I have a few pieces of ATS-34 and D2 that's been precision surface ground. I've noticed that the surface isn't fine enough, how do I get it to a 600 grit finish while keeping it a "true" flat?

I tried a disc sander with a 220, 320, 400, 600 grit wet and dry paper, the finish is there -but using a pair of calipers, it varies by quite a bit in different areas.

Anyone hand rub the flats on a precision granite slab using a magnet to hold the steel? How do you do it? Grit progression? Do I need to start at 80 or 120 grit? Seems like it will take forever? Any faster methods to get a good finish, but keeping the steel truly flat?

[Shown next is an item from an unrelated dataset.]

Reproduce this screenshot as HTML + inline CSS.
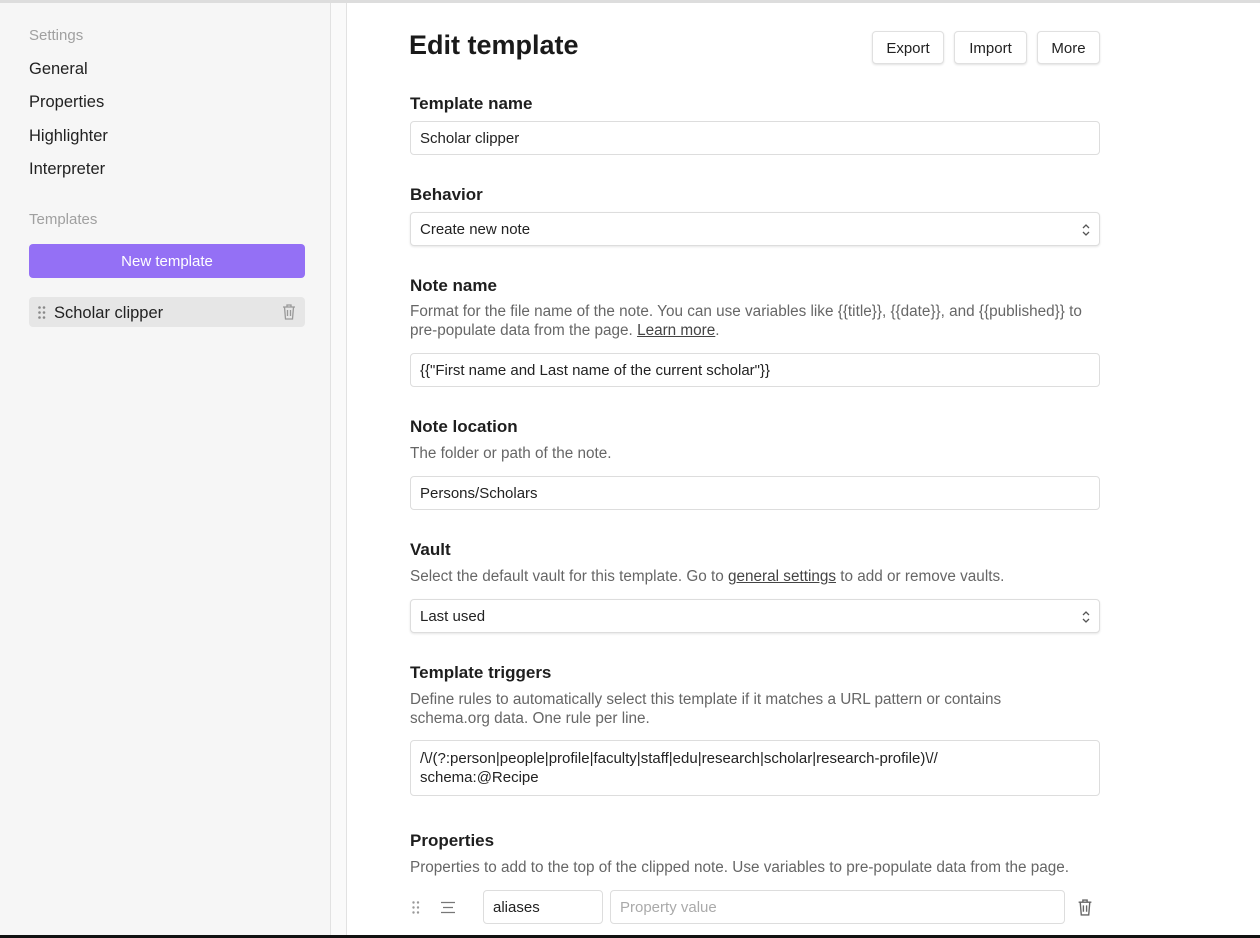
<!DOCTYPE html>
<html><head><style>
*{box-sizing:border-box;margin:0;padding:0}
body{width:1260px;height:938px;overflow:hidden;background:#fff;font-family:"Liberation Sans",sans-serif;color:#222;position:relative}
.top{position:absolute;left:0;top:0;width:1260px;height:3px;background:#ddd}
.bot{position:absolute;left:0;top:935px;width:1260px;height:3px;background:#111}
.side{position:absolute;left:0;top:3px;width:331px;height:932px;background:#f6f6f6;border-right:1px solid #e2e2e2}
.gap{position:absolute;left:331px;top:3px;width:16px;height:932px;background:#fafafa;border-right:1px solid #e2e2e2}
.s{position:absolute;left:29px;font-size:16.5px}
.g{color:#a0a0a0;font-size:15px}
.btnp{position:absolute;left:29px;width:276px;height:34px;background:#9470f5;border-radius:4px;color:#fff;font-size:15px;text-align:center;line-height:36px}
.item{position:absolute;left:29px;width:276px;height:30px;background:#e6e6e6;border-radius:4px;font-size:16.5px;line-height:32px;padding-left:25px}
h1{position:absolute;left:409px;top:30px;font-size:27px;font-weight:bold;color:#1a1a1a}
.b{position:absolute;top:31px;height:33px;border:1px solid #e0e0e0;border-radius:4px;box-shadow:0 1px 2px rgba(0,0,0,.12);font-size:15px;line-height:33px;text-align:center;background:#fff}
.h{position:absolute;left:410px;font-size:17px;font-weight:bold;color:#1e1e1e}
.d{position:absolute;left:410px;font-size:15.3px;color:#666;line-height:19px;width:690px}
.d u{color:#444}
.in{position:absolute;left:410px;width:690px;height:34px;border:1px solid #ddd;border-radius:4px;font-size:15px;line-height:34px;padding-left:9px;background:#fff}
.sel{box-shadow:0 1px 2px rgba(0,0,0,.1)}
</style></head><body>
<div class="top"></div>
<div class="side">
<div class="s g" style="top:24px">Settings</div>
<div class="s" style="top:57px">General</div>
<div class="s" style="top:90px">Properties</div>
<div class="s" style="top:124px">Highlighter</div>
<div class="s" style="top:157px">Interpreter</div>
<div class="s g" style="top:208px">Templates</div>
<div class="btnp" style="top:241px">New template</div>
<div class="item" style="top:294px"><svg style="position:absolute;left:9px;top:9px" width="8" height="13" viewBox="0 0 8 13" fill="#888"><circle cx="1.5" cy="1.5" r="1.3"/><circle cx="6" cy="1.5" r="1.3"/><circle cx="1.5" cy="6.5" r="1.3"/><circle cx="6" cy="6.5" r="1.3"/><circle cx="1.5" cy="11.5" r="1.3"/><circle cx="6" cy="11.5" r="1.3"/></svg>Scholar clipper
<svg style="position:absolute;right:9px;top:7px" width="14" height="16" viewBox="0 0 14 16" fill="none" stroke="#999" stroke-width="1.3"><path d="M1 3h12M5 3V1h4v2M2.5 3l1 12h7l1-12M5.5 6v6M8.5 6v6"/></svg></div>
</div>
<div class="gap"></div>
<h1>Edit template</h1>
<div class="b" style="left:872px;width:72px">Export</div>
<div class="b" style="left:954px;width:73px">Import</div>
<div class="b" style="left:1037px;width:63px">More</div>
<div class="h" style="top:94px">Template name</div>
<div class="in" style="top:121px">Scholar clipper</div>
<div class="h" style="top:185px">Behavior</div>
<div class="in sel" style="top:212px">Create new note<svg style="position:absolute;right:8px;top:10px" width="10" height="14" viewBox="0 0 10 14" fill="none" stroke="#555" stroke-width="1.3"><path d="M2 5l3-3 3 3M2 9l3 3 3-3"/></svg></div>
<div class="h" style="top:276px">Note name</div>
<div class="d" style="top:302px">Format for the file name of the note. You can use variables like {{title}}, {{date}}, and {{published}} to pre-populate data from the page. <u>Learn more</u>.</div>
<div class="in" style="top:353px">{{"First name and Last name of the current scholar"}}</div>
<div class="h" style="top:417px">Note location</div>
<div class="d" style="top:444px">The folder or path of the note.</div>
<div class="in" style="top:476px">Persons/Scholars</div>
<div class="h" style="top:540px">Vault</div>
<div class="d" style="top:567px">Select the default vault for this template. Go to <u>general settings</u> to add or remove vaults.</div>
<div class="in sel" style="top:599px">Last used<svg style="position:absolute;right:8px;top:10px" width="10" height="14" viewBox="0 0 10 14" fill="none" stroke="#555" stroke-width="1.3"><path d="M2 5l3-3 3 3M2 9l3 3 3-3"/></svg></div>
<div class="h" style="top:663px">Template triggers</div>
<div class="d" style="top:690px;width:640px">Define rules to automatically select this template if it matches a URL pattern or contains schema.org data. One rule per line.</div>
<div class="in" style="top:740px;height:56px;line-height:19px;padding-top:8px">/\/(?:person|people|profile|faculty|staff|edu|research|scholar|research-profile)\//<br>schema:@Recipe</div>
<div class="h" style="top:831px">Properties</div>
<div class="d" style="top:858px;width:720px">Properties to add to the top of the clipped note. Use variables to pre-populate data from the page.</div>
<svg style="position:absolute;left:412px;top:901px" width="8" height="13" viewBox="0 0 8 13" fill="#999"><circle cx="1.5" cy="1.5" r="1.2"/><circle cx="6" cy="1.5" r="1.2"/><circle cx="1.5" cy="6.5" r="1.2"/><circle cx="6" cy="6.5" r="1.2"/><circle cx="1.5" cy="11.5" r="1.2"/><circle cx="6" cy="11.5" r="1.2"/></svg>
<svg style="position:absolute;left:440px;top:901px" width="16" height="13" viewBox="0 0 16 13" stroke="#777" stroke-width="1.3"><path d="M1 1.5h14M3 6.5h10M1 11.5h14"/></svg>
<div class="in" style="left:483px;width:120px;top:890px">aliases</div>
<div class="in" style="left:610px;width:455px;top:890px;color:#aaa">Property value</div>
<svg style="position:absolute;left:1077px;top:899px" width="16" height="17" viewBox="0 0 14 16" fill="none" stroke="#666" stroke-width="1.3"><path d="M1 3h12M5 3V1h4v2M2.5 3l1 12h7l1-12M5.5 6v6M8.5 6v6"/></svg>
<div class="bot"></div>
</body></html>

The steel measures 1" x 4" x 1/8".

I'm making a folder and need the blade tang to be as flat as possible.

Thanks! :thumbup:
 
Good question, i have the same problem.

I would think that if you could find a surface grinder that uses belts, you could get the finish down to an acceptable grit. I am just using my flat plattern and magnet at this stage. With the slight variance in height.:mad:
 
Some guys make their own surface grinder with sanding belts. That way you can surface grind to 600 grit or whatever your highest belt is. Try lapping it on a surface plate.
 
I use the flat platten on my belt grinder with a fresh 400 grit belt, then hand sand. Takes practice but works well on my folders.
 
I bought a small surface plate from Harbor Freight. You can tape sheets of sandpaper to it then work your blade blanks over it until you get the desired finish. I must admit it is a much slower process than the others.
 
I surface grind my blades also, then I use hard stones (india stones, die maker stones, mold maker stones) and hold them flat, it will only tousch on the high spots. use 400 untill its flat then move on untill you reach whatever grit you find desireable
 
On full tang knives I grind part of my blade bevels first, then I drill out the tang. Once the tang is drilled out I hollow grind out part of the tang. This removes alot of metal. From there I will use a flat granite block with sand paper on it and work my way up the grits. By removing so much metal before hand flat sanding on the block doesn't take as long. I start at 80 or 100 grit just depends on how bad the scratches are on the bar stock. Hope that helps. Ryan Minchew

On a folder you could go ahead and grind part of the bevels to remove some of the steel. I'm tend to use alot more grits than most people. ON a folder I would go 100, 150, maybe 180, 220, 320, 400, 600, 800, 1000, 1200, 1500, and 2000. From their I would buff by hand with flitz then by hand with no scratch pink for a mirror finish. For satin I would stop at 600. I don't like using a magnet for some reason maybe because the one I have is to big. I usually use masking tape on it and put on latex gloves this lets me be able to hold the blade rather well.
 
You can sand it in a figure 8 motion on a granite plate that the sandpaper sits on. This will maintain the flatness while alowwing you to smooth it. If you dont use the figure 8 motion you will end up sanding down one side more than the others.